The test attack itself comprised 20 steps, but MITRE has chosen to omit Step 19 from the evaluation results.
The detection categories in the Joystick diagram (see Figure 1) are color-coded. ‘None’ and ‘Telemetry’ are the ‘lowest’ outcomes, represented in two shades of blue. ‘None’ means that the product didn't notice the suspicious action at all, while ‘Telemetry’ means that some data was collected, but no detection logic was applied, and the event was not labelled (as malicious or otherwise). So, basically, ‘Telemetry’ is not a true detect - just an event log. True detections are represented by the other four categories in shades of yellow and green: ’MSSP’, ‘General’, ‘Tactic’ and ‘Technique’.
Where only ‘None’ or ‘Telemetry’ blues are shown on the diagram for a step, and there are no yellows or greens, we may call this a missed step – a stage of the attack where no true detections were made. Here, for example, is the results diagram for one vendor's evaluation (not Kaspersky). Several missed steps can be seen – look at columns 2, 8, 10, 12, 13, and 17:
Is it a failing for a security solution to miss so many attack stages? Well, you must decide for yourself. We think it would be better to minimize such missed steps. Here’s the number of missed steps for each of the vendors evaluated:
An interesting question: which ‘missed steps’ matter most? It depends, of course, on the particular case and the ultimate goal of the specific attack. But remember one crucial limitation of the ATT&CK Evaluation: the security product is not allowed to take any preventative/remediation actions at any stage of the attack during testing. This fails to reflect real-life conditions, where prevention modules should stop any attack at the earliest possible stage. So we can say that, in the real world where there’s a progressively greater chance of any attack having already been detected - the later the missed step, the less risk it represents.
For example, you’ll see that a large group of vendors missed only one step in the Evaluation. Of these, Microsoft, Symantec, F-Secure, FireEye, Secureworks and GoSecure all missed step 10 (Persistence Execution), while TrendMicro and Palo Alto missed step 13 (Local Enumeration). These steps occur somewhere near the middle of the attack's operational flow.
For Kaspersky, the only step without good detects was step 18 (Exfiltration), the last but one in the attack chain (see Figure 1). In a real-world situation, the security solution would have detected the attack long before this step was reached.
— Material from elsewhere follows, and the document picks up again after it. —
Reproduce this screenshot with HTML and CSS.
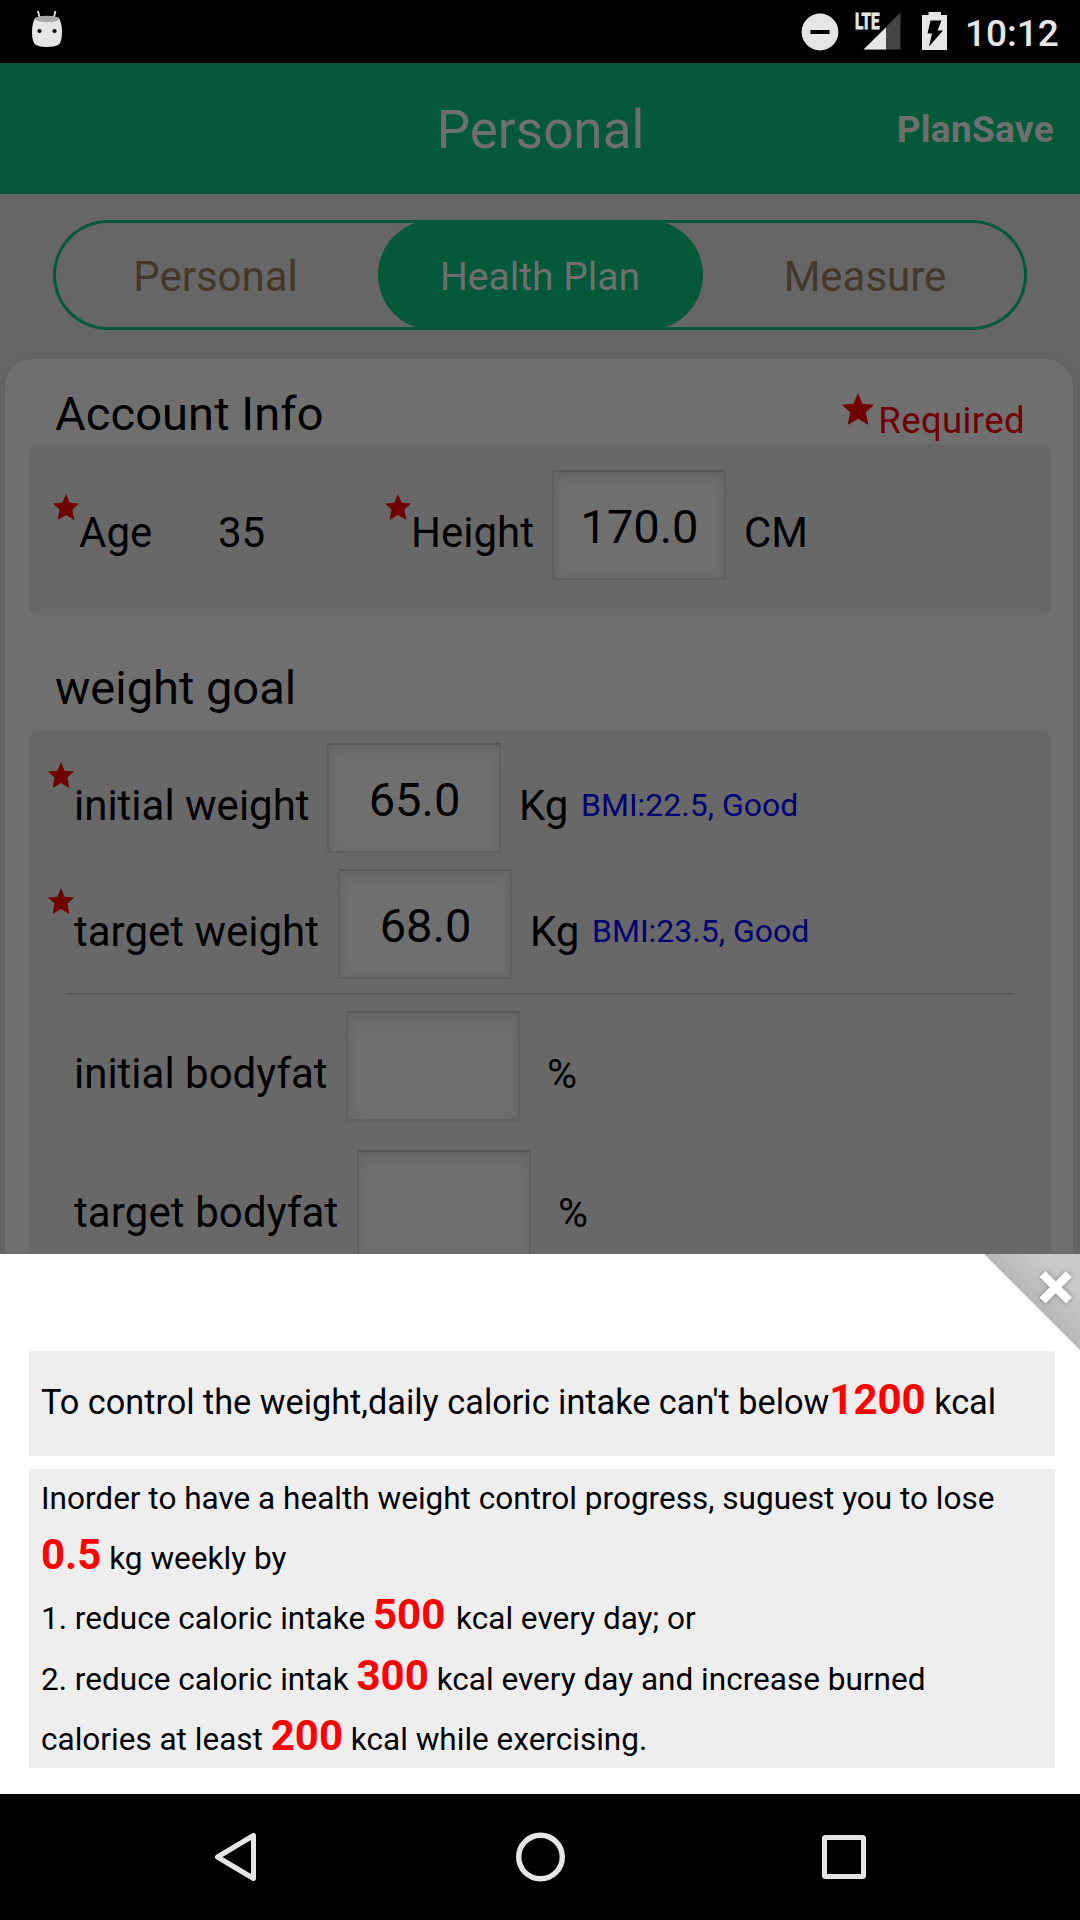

The diagram below allows you to estimate the danger of missed steps based on the distance of these steps from the beginning of the attack:
Coverage of individual techniques
It should be noted that a broad-brush comparison of Evaluation results is not always that useful – after all, your organization will probably never come up against some of the attack techniques emulated in the MITRE test. For this reason, the MITRE Joystick data analysis tool allows you to select your own parameters and explore the Evaluation results this way.
You can also use your own statistical instruments to further explore the Evaluation data most relevant to your organization’s particular needs and resources. For example, you could choose a particular technique from the Evaluation Round 2 scope - and see how it was covered by high-quality detections, such as 'Technique' or 'MSSP'. We've previously listed Round 2 techniques where Kaspersky's solution achieved 100% visibility - all the test runs for each of these techniques resulted in high-quality detections:
To show how important taking this metric into account is, let's look harder at a couple of techniques, both involving several test-runs - one technique from the beginning (T1086 PowerShell) and one from the end (T1002 Data Compressed) of the emulated attack.
As you can see, not every solution evaluated detected all the test-runs of the selected techniques. These ‘patchy’ performances must raise issues about whether the solutions involved should be relied upon to provide consistent protection against these techniques.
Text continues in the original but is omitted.